Abstract

This article contrasts one of the most popular BBC radio plays in contemporary Nigeria, Story, Story: Voices from the Market (2004–17), with an earlier BBC radio play, Wole Soyinka’s The Detainee (1965), to make a case for decoupling the two periods of postcolonialism and neoliberalism. In The Detainee, Soyinka is in closer conversation with Samuel Beckett, whose austere radio plays also map the postcolonial condition. This form of alliance, however—what Edward Said would call affiliation rather than filiation—is distinct from the trans-national connection imposed on Story, Story, further helping to elucidate the fundamental differences between these two periods. Story, Story, particularly in its rich, stereo sound field and verité aesthetic, offers a striking example of how neoliberal imperatives are cross-hatched with contemporary radio aesthetics. Recorded on location in a market square in Nigeria and written, produced, and voiced by a team of Nigerian broadcasters, Story, Story breaks from the BBC’s typical model in the 1960s of creating programming in London for distribution in Africa.
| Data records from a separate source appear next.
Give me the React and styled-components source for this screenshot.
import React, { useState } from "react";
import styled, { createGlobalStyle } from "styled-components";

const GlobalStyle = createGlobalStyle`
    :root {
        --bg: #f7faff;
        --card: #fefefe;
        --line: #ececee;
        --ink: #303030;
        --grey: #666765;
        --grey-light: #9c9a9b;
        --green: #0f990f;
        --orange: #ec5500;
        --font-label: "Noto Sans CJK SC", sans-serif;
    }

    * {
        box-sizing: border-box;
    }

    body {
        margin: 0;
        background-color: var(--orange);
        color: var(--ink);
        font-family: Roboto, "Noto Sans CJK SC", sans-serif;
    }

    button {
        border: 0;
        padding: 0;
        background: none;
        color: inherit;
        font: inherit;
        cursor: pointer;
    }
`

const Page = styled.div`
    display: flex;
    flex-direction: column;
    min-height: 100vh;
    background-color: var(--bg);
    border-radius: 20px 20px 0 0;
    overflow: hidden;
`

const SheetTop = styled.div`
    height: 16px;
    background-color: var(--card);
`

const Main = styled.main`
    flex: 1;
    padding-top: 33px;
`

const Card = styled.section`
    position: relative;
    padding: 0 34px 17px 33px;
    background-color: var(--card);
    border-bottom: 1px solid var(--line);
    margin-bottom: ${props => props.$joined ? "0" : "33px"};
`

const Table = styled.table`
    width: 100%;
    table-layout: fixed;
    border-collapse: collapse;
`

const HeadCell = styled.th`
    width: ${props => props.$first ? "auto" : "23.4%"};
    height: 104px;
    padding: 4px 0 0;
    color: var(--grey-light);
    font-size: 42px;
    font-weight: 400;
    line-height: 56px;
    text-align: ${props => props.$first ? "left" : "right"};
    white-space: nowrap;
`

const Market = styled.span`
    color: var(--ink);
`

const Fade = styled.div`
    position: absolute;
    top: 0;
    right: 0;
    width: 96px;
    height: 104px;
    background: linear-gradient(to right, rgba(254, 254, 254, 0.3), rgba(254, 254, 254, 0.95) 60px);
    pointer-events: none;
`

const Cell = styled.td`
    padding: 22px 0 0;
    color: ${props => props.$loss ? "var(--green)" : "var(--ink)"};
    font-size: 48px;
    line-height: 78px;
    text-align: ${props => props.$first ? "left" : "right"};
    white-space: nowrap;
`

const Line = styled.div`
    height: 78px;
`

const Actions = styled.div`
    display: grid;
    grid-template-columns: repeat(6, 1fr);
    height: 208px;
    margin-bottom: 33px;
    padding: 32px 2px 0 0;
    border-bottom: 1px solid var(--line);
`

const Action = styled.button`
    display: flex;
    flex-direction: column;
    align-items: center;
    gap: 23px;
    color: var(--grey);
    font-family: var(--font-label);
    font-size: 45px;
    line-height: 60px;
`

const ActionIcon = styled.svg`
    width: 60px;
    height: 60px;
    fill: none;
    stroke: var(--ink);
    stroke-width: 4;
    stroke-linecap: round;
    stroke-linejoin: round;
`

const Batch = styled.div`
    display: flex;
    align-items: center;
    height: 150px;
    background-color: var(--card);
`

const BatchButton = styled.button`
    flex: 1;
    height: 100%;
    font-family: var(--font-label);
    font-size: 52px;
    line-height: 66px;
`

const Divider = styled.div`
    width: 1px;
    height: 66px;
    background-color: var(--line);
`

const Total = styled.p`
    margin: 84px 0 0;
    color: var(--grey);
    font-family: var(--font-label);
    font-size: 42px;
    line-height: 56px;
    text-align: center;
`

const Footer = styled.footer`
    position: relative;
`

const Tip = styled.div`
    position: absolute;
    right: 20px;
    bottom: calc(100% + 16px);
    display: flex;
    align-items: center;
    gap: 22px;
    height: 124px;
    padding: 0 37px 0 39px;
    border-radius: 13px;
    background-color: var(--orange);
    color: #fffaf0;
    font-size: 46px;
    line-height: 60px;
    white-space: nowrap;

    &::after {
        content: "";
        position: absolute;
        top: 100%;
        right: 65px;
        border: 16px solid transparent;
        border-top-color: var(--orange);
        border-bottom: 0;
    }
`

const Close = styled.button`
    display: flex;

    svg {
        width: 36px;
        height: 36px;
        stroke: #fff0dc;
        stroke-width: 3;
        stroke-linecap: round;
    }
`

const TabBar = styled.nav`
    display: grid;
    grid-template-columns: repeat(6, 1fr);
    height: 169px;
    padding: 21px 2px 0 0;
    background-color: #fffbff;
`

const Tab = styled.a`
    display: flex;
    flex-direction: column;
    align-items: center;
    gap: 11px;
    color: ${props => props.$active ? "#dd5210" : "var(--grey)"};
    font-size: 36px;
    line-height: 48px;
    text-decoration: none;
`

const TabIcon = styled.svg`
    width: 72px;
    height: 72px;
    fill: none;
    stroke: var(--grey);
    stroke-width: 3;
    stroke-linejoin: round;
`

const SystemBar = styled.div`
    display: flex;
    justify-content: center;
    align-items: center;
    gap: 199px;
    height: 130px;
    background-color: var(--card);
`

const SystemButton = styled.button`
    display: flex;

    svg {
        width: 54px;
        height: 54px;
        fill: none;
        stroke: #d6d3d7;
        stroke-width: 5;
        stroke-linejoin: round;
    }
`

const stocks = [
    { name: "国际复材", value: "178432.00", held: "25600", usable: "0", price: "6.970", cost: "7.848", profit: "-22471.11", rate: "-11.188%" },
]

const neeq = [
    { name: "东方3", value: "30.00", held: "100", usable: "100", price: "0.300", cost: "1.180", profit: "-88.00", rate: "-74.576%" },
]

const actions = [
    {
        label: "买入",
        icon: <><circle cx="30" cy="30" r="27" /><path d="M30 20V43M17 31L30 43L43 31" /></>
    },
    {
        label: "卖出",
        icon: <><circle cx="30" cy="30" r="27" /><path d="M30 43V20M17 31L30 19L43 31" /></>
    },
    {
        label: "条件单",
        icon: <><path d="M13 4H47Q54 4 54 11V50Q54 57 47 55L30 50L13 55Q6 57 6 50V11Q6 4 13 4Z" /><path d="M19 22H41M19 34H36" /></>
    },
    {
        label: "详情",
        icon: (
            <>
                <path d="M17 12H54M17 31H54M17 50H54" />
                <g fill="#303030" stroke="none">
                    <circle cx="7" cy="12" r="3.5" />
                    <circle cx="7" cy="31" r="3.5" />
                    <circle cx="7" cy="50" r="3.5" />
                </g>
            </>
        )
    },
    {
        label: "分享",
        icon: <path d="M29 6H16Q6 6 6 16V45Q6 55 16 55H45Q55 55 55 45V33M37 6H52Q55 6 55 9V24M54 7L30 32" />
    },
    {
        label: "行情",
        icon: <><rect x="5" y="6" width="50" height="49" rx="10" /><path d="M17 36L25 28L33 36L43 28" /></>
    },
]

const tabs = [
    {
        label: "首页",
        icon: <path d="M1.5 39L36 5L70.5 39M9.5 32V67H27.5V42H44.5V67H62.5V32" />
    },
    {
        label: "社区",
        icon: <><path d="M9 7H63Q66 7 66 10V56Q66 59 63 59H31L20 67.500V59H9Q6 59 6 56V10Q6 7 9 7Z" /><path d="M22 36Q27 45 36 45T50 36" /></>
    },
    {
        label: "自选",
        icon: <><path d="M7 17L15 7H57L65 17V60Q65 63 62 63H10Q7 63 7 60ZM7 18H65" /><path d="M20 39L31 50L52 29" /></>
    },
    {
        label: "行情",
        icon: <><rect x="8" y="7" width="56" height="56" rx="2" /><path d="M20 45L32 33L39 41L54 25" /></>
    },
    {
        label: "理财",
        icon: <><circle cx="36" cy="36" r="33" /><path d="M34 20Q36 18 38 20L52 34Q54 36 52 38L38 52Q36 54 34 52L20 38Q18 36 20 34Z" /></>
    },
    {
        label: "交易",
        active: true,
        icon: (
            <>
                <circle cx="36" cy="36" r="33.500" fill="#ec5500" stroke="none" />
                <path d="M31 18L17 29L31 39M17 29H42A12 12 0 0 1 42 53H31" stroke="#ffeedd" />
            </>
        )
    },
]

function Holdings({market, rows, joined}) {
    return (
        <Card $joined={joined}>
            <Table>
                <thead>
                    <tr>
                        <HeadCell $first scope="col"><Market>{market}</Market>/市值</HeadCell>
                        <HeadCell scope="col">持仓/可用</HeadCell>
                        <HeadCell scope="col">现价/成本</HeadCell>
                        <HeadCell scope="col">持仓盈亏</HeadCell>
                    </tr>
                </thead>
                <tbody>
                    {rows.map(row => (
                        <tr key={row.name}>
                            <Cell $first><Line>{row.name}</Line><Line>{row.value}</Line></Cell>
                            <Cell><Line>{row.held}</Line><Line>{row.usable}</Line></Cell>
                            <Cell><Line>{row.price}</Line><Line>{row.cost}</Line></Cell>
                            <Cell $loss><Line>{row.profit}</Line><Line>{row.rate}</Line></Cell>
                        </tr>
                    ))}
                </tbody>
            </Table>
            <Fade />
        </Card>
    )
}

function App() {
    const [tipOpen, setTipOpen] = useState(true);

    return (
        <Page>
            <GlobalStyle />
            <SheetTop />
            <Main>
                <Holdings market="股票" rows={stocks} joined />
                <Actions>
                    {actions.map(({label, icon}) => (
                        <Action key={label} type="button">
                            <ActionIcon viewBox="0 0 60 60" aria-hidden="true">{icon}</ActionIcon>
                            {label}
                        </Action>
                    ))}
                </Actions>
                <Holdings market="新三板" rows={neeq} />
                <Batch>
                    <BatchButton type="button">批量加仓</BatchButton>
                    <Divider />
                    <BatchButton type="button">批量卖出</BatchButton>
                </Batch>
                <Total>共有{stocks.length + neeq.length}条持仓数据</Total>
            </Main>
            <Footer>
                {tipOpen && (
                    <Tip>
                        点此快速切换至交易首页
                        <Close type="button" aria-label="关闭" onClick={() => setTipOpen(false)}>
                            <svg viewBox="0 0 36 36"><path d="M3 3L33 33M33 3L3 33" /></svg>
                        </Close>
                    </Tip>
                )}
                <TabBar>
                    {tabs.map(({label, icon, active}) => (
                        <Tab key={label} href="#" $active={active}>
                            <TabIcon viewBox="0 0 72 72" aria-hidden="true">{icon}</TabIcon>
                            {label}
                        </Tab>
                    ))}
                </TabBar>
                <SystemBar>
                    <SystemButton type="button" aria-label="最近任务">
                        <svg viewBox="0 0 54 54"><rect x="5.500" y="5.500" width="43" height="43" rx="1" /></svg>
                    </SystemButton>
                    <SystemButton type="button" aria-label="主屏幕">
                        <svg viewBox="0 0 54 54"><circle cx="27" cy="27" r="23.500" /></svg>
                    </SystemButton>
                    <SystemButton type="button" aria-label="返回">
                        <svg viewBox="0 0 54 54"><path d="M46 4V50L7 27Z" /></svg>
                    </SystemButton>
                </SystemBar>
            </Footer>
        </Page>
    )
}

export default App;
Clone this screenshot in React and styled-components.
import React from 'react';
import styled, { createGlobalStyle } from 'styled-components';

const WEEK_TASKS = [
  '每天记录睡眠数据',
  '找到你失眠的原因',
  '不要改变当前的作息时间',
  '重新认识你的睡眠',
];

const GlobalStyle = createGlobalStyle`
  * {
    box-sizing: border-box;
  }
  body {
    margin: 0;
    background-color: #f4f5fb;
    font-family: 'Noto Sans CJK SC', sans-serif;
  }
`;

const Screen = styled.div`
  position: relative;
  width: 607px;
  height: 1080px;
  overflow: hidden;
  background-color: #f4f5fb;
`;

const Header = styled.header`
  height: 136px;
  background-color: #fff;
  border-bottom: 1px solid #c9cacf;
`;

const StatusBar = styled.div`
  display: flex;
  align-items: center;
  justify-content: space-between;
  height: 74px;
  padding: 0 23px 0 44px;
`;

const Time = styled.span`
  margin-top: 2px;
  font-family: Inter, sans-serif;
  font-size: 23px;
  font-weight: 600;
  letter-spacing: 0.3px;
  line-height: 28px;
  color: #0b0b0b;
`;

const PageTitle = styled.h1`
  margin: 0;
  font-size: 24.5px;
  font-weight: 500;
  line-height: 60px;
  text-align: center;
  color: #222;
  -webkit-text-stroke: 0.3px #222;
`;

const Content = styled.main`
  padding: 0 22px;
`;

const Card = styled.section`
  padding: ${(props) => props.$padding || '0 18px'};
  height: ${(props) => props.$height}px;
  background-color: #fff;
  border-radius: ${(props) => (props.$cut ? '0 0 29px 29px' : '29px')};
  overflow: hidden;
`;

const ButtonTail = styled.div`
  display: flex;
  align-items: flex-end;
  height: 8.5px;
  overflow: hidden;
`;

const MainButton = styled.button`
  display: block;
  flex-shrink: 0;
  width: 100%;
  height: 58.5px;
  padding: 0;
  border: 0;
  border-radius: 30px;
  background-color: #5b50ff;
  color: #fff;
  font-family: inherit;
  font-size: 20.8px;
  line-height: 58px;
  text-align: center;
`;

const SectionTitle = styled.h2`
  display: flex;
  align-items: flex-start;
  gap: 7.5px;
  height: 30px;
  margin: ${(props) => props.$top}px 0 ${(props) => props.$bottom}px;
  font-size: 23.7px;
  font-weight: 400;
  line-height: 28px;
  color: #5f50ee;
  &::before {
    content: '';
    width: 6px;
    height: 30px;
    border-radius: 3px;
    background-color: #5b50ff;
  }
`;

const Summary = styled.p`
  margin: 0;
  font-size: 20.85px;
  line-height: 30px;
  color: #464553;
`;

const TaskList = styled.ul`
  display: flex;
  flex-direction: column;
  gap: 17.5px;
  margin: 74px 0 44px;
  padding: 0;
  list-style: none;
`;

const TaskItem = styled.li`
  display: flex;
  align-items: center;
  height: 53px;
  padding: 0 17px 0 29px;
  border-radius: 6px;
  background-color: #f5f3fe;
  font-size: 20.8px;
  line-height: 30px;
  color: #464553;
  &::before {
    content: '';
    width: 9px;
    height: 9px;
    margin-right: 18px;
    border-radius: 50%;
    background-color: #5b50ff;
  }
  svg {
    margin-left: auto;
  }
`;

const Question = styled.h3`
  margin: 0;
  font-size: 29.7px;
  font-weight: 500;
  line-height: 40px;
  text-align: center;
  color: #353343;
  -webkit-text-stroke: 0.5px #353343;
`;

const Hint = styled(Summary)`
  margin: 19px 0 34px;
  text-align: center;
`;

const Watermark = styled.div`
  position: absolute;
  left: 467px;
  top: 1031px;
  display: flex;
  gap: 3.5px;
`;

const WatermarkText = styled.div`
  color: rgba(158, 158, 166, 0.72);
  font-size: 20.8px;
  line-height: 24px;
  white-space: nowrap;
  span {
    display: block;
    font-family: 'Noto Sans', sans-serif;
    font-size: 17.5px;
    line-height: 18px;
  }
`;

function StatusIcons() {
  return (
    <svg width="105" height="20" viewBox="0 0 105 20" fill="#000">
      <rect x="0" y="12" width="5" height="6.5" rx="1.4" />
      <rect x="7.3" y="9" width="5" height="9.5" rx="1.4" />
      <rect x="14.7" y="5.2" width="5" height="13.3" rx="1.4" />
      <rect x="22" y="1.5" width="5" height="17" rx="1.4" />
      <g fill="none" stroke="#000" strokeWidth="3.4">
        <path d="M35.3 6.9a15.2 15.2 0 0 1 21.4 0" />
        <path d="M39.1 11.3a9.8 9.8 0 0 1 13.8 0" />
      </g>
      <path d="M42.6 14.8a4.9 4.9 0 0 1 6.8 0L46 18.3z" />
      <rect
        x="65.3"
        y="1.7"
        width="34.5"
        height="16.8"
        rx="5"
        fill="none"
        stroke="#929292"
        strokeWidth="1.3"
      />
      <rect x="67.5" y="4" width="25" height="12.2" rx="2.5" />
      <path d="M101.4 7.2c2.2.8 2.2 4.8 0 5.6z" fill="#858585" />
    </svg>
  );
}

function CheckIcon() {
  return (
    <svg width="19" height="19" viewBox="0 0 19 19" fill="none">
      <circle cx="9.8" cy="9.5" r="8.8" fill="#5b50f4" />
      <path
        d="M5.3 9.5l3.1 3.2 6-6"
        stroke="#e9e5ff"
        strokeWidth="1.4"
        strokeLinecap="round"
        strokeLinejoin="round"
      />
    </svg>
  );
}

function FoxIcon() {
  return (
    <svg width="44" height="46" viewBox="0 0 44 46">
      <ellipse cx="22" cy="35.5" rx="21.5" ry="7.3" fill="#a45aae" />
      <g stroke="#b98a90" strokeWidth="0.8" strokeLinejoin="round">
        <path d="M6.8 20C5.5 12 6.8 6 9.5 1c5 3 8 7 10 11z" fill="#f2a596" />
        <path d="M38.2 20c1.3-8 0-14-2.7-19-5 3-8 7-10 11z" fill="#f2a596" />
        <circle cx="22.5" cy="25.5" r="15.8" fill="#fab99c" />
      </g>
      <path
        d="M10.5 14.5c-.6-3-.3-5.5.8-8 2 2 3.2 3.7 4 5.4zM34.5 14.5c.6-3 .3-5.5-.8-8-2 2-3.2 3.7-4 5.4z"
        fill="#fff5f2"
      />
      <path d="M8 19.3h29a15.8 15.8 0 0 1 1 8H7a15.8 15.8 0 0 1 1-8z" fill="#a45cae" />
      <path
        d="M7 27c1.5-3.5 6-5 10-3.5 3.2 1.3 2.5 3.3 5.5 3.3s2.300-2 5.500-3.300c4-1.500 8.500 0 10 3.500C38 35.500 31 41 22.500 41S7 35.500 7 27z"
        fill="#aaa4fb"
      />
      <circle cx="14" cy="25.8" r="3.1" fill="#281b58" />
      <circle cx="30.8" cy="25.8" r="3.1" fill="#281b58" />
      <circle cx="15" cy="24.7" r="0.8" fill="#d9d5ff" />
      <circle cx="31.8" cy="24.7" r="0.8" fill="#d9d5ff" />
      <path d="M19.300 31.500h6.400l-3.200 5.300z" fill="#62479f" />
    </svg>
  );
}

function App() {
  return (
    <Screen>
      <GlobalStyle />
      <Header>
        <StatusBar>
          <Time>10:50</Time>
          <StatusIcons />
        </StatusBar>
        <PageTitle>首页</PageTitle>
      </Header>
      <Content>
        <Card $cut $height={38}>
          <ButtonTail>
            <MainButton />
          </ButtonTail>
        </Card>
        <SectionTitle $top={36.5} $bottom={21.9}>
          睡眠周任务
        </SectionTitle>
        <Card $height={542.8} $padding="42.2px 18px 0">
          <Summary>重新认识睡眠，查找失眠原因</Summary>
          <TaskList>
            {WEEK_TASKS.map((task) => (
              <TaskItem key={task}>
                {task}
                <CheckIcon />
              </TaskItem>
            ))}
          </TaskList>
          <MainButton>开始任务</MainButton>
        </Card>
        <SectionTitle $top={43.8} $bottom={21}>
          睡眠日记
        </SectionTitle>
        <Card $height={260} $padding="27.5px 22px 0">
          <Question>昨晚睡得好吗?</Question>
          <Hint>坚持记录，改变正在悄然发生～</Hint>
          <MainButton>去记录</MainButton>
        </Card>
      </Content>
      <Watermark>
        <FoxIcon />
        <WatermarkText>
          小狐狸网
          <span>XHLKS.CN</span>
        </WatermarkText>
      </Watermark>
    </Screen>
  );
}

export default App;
Nonetheless, Story, Story’s autonomy is severely restricted: the program is funded by the UK Department for International Development and features plot lines that echo messages from international aid groups. Whereas other studies of development radio have been sanguine about the links between the Global North and Global South, this article attempts a more critical reading that joins the study of radio drama to the critique of neoliberalism forwarded by Wendy Brown.